Stewart Barrowclough

Personal information
- Full name: Stewart James Barrowclough
- Date of birth: 29 October 1951 (age 74)
- Place of birth: Barnsley, England
- Position: Winger

Youth career
- Barnsley

Senior career*
- Years: Team / Apps / (Gls)
- 1969–1970: Barnsley / 9 / (0)
- 1970–1978: Newcastle United / 219 / (21)
- 1978–1979: Birmingham City / 29 / (2)
- 1979–1981: Bristol Rovers / 61 / (14)
- 1981–1983: Barnsley / 52 / (1)
- 1983–1985: Mansfield Town / 54 / (10)
- Total:  / 424 / (48)

International career
- 1972–1973: England U23 / 5 / (1)

= Stewart Barrowclough =

English footballer

Stewart James Barrowclough (born 29 October 1951) is an English footballer who played as a winger, notably for Newcastle United throughout the 1970s. He scored 48 goals from 424 appearances in the Football League.
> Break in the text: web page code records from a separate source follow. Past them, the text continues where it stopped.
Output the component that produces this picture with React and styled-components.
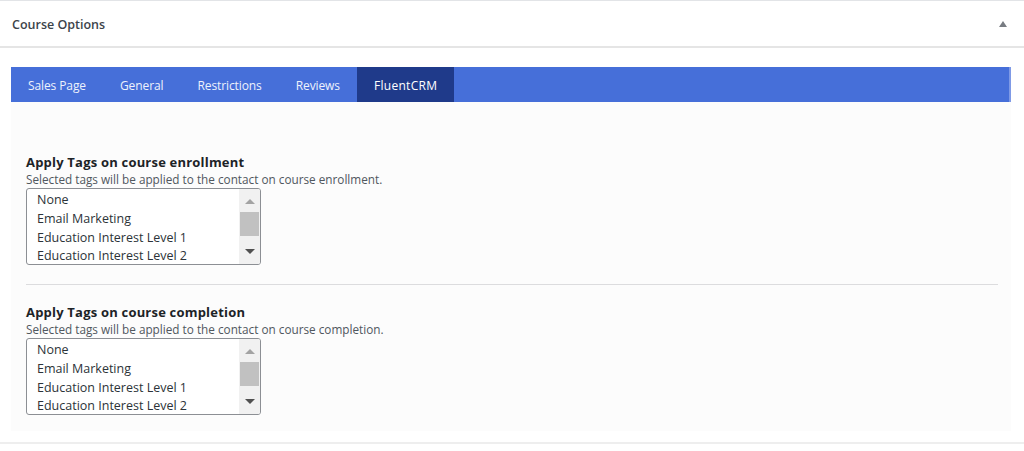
import styled, { createGlobalStyle } from "styled-components"

const Global = createGlobalStyle`
  body{
    margin: 0;
    background: #ffffff;
    font-family: "Open Sans", "Noto Sans", sans-serif;
  }
`

const Box = styled.div`
  width: 1024px;
  height: 451px;
  box-sizing: border-box;
  border-top: 1px solid #e2e4e7;
  background: #fff;
`

const Header = styled.div`
  display: flex;
  align-items: center;
  justify-content: space-between;
  padding: 2px 17px 0 12px;
  box-sizing: border-box;
  border-bottom: 2px solid #e5e5e5;
  height: 47px;
  & h2{
    margin: 0;
    font-size: 12.5px;
    font-weight: 600;
    color: #3c434a;
  }
`

const Toggle = styled.span`
  width: 0;
  height: 0;
  margin-bottom: 2px;
  border-left: 4px solid transparent;
  border-right: 4px solid transparent;
  border-bottom: 6px solid #787c82;
`

const Inside = styled.div`
  padding: 19px 13px 11px 11px;
  border-bottom: 2px solid #eeeeee;
`

const TabBar = styled.div`
  display: flex;
  height: 35px;
  background: #466fd9;
  border-right: 2px solid #7f9ae6;
`

const Tab = styled.div`
  display: flex;
  align-items: center;
  padding: 1px 17px 0;
  font-size: 12px;
  letter-spacing: ${p => p.active ? "0.3px" : "-0.1px"};
  color: ${p => p.active ? "#ffffff" : "#eef2fc"};
  background: ${p => p.active ? "#1f3a8a" : "transparent"};
`

const Panel = styled.div`
  background: #fcfcfc;
  padding: 52px 13px 16px 15px;
`

const Section = styled.div`
  padding-bottom: ${p => p.last ? "0" : "19px"};
  border-bottom: ${p => p.last ? "none" : "1px solid #dcdcde"};
  margin-bottom: ${p => p.last ? "0" : "19px"};
`

const Title = styled.div`
  font-size: 13px;
  font-weight: 700;
  color: #1d2327;
  line-height: 17px;
  letter-spacing: 0.2px;
`

const Hint = styled.div`
  font-size: 11.75px;
  color: #50575e;
  line-height: 17px;
`

const ListBox = styled.div`
  display: flex;
  width: 235px;
  height: 77px;
  box-sizing: border-box;
  border: 1px solid #8c8f94;
  border-radius: 3px;
  background: #fff;
  overflow: hidden;
`

const Options = styled.div`
  flex: 1;
  padding: 2px 0 0 10px;
`

const Option = styled.div`
  font-size: 12.5px;
  line-height: 18.8px;
  color: #2c3338;
  white-space: nowrap;
`

const Scroll = styled.div`
  width: 21px;
  background: #f1f1f1;
  display: flex;
  flex-direction: column;
  align-items: center;
  padding: 10px 0 0;
  box-sizing: border-box;
`

const Arrow = styled.span`
  width: 0;
  height: 0;
  border-left: 5px solid transparent;
  border-right: 5px solid transparent;
  ${p => p.down
    ? "border-top: 5px solid #505050; margin-top: 13px;"
    : "border-bottom: 5px solid #a3a3a3;"}
`

const Thumb = styled.div`
  width: 19px;
  height: 24px;
  margin-top: 8px;
  background: #c1c1c1;
`

const tabs = ["Sales Page", "General", "Restrictions", "Reviews", "FluentCRM"]
const tags = ["None", "Email Marketing", "Education Interest Level 1", "Education Interest Level 2"]

function TagSelect(){
  return(
    <ListBox>
      <Options>
        {tags.map(t => <Option key={t}>{t}</Option>)}
      </Options>
      <Scroll>
        <Arrow />
        <Thumb />
        <Arrow down />
      </Scroll>
    </ListBox>
  )
}

export default function App(){
  return(
    <Box>
      <Global />
      <Header>
        <h2>Course Options</h2>
        <Toggle />
      </Header>
      <Inside>
        <TabBar>
          {tabs.map(t => <Tab key={t} active={t === "FluentCRM"}>{t}</Tab>)}
        </TabBar>
        <Panel>
          <Section>
            <Title>Apply Tags on course enrollment</Title>
            <Hint>Selected tags will be applied to the contact on course enrollment.</Hint>
            <TagSelect />
          </Section>
          <Section last>
            <Title>Apply Tags on course completion</Title>
            <Hint>Selected tags will be applied to the contact on course completion.</Hint>
            <TagSelect />
          </Section>
        </Panel>
      </Inside>
    </Box>
  )
}
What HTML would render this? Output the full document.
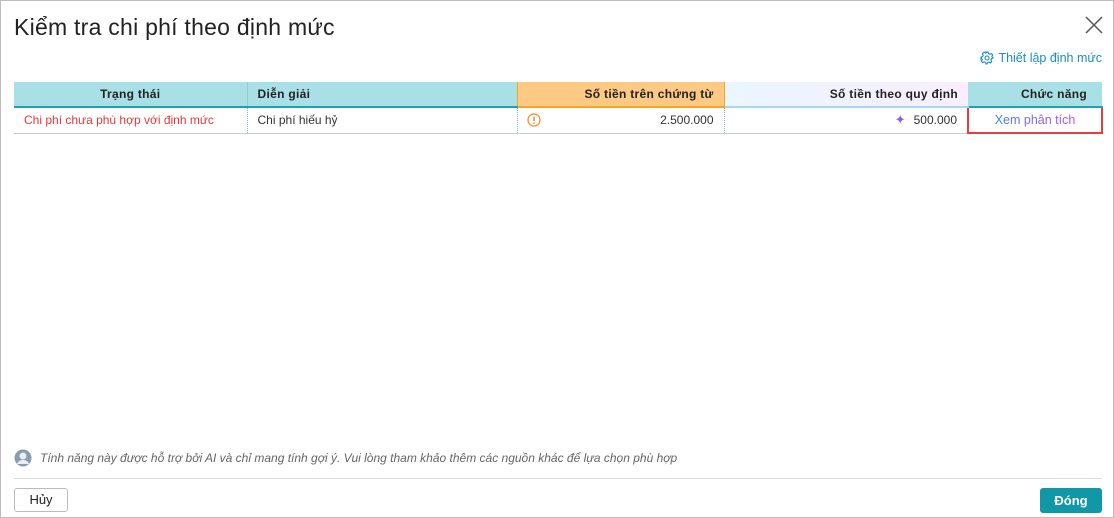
<!DOCTYPE html>
<html><head><meta charset="utf-8"><style>
*{box-sizing:border-box;margin:0;padding:0}
body{width:1114px;height:518px;overflow:hidden;background:#fff;font-family:"Liberation Sans","DejaVu Sans",sans-serif;position:relative}
.frame{position:absolute;left:0;top:0;width:1114px;height:518px;border:1px solid #bdbdbd}
.title{position:absolute;left:14px;top:14px;font-size:23px;color:#222;letter-spacing:0.25px}
.close{position:absolute;left:1085px;top:16px}
.setup{position:absolute;right:12px;top:51px;font-size:12.5px;color:#1a8fbf;display:flex;align-items:center;gap:4px}
table{position:absolute;left:14px;top:82px;width:1088px;border-collapse:collapse;font-size:12px;table-layout:fixed}
th{height:25px;font-weight:bold;color:#222;padding:0 10px;border-bottom:2px solid #1aa3b4;font-size:12px;letter-spacing:0.3px}
td{height:26px;padding:0 10px;border-bottom:1px solid #ccc;color:#333}
.h1{background:#a9e0e6;text-align:center;border-right:1px solid #8ccfd6}
.h2{background:#a9e0e6;text-align:left}
.h3{background:#fec982;text-align:right;border-bottom-color:#f5a623;border-left:1px solid #f5a623;border-right:1px solid #f5a623}
.h4{background:linear-gradient(90deg,#eaf6ff,#f8eeff);text-align:right;border-bottom-color:#a5d8f5}
.h5{background:#a9e0e6;text-align:right;padding-right:15px}
td+td{border-left:1px dotted #7bbcc7}
.red{color:#e5383b}
.sel{border:2px solid #e53e3e !important;text-align:center}
.sel span{background:linear-gradient(90deg,#3b82f6,#c04ef0);-webkit-background-clip:text;color:transparent;font-size:12.5px}
.note{position:absolute;left:14px;top:449px;font-size:12px;font-style:italic;color:#666;display:flex;align-items:center;gap:8px}
.line{position:absolute;left:14px;right:12px;top:478px;border-top:1px solid #ddd}
.cancel{position:absolute;left:14px;top:488px;width:54px;height:24px;border:1px solid #bbb;border-radius:3px;font-size:13px;text-align:center;line-height:22px;color:#222}
.ok{position:absolute;left:1040px;top:488px;width:62px;height:25px;background:#1297a6;border-radius:3px;color:#fff;font-weight:bold;font-size:13px;text-align:center;line-height:25px}
</style></head><body>
<div class="frame"></div>
<div class="title">Kiểm tra chi phí theo định mức</div>
<svg class="close" width="18" height="18" viewBox="0 0 18 18"><path d="M1 1L17 17M17 1L1 17" stroke="#555" stroke-width="1.5"/></svg>
<div class="setup"><svg width="14" height="14" viewBox="0 0 14 14" fill="none" stroke="#1a8fbf" stroke-width="1.1"><circle cx="7" cy="7" r="2"/><path d="M6 1h2l.4 1.6 1.4.7 1.5-.8 1.4 1.4-.8 1.5.6 1.4L13 7v0l-1.5.6-.6 1.4.8 1.5-1.4 1.4-1.5-.8-1.4.6L7 13 6 13l-.4-1.6-1.4-.6-1.5.8-1.4-1.4.8-1.5-.6-1.4L1 8V6l1.6-.4.6-1.4-.8-1.5 1.4-1.4 1.5.8 1.4-.7z"/></svg>Thiết lập định mức</div>
<table>
<colgroup><col style="width:233px"><col style="width:270px"><col style="width:207px"><col style="width:244px"><col style="width:134px"></colgroup>
<tr><th class="h1">Trạng thái</th><th class="h2">Diễn giải</th><th class="h3">Số tiền trên chứng từ</th><th class="h4">Số tiền theo quy định</th><th class="h5">Chức năng</th></tr>
<tr><td class="red">Chi phí chưa phù hợp với định mức</td><td>Chi phí hiếu hỷ</td>
<td style="text-align:right;position:relative"><svg style="position:absolute;left:9px;top:5px" width="14" height="14" viewBox="0 0 14 14"><circle cx="7" cy="7" r="6" fill="none" stroke="#f08a24" stroke-width="1.2"/><path d="M7 3.5v4.5" stroke="#f08a24" stroke-width="1.4"/><circle cx="7" cy="10.2" r=".8" fill="#f08a24"/></svg>2.500.000</td>
<td style="text-align:right"><span style="color:#8b5cf6;font-size:13px;margin-right:8px">✦</span>500.000</td>
<td class="sel"><span>Xem phân tích</span></td></tr>
</table>
<div class="note"><svg width="18" height="18" viewBox="0 0 18 18"><circle cx="9" cy="9" r="8.5" fill="#8a9bb0"/><circle cx="9" cy="7" r="3.5" fill="#e8eef4"/><path d="M3 15c1-3 3.5-4 6-4s5 1 6 4" fill="#e8eef4"/></svg>Tính năng này được hỗ trợ bởi AI và chỉ mang tính gợi ý. Vui lòng tham khảo thêm các nguồn khác để lựa chọn phù hợp</div>
<div class="line"></div>
<div class="cancel">Hủy</div>
<div class="ok">Đóng</div>
</body></html>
A skilful and dynamic winger, Barrowclough began his career with his hometown club Barnsley and his performances from a handful of first-team appearances caught the eye of clubs in higher divisions. He joined Newcastle United in 1970, scoring on his debut against Burnley and became a key player down the wing for much of the decade. Whilst at Newcastle he picked up
a League Cup losers medal following the Magpies 2-1 Wembley defeat to Manchester City. Barrowclough later played for Birmingham City and Bristol Rovers before returning to Barnsley, where he contributed to the club's early 80s resurgence. He finished his League career with Mansfield Town. He represented England at under-23 level.

His son Carl Barrowclough was also a professional footballer.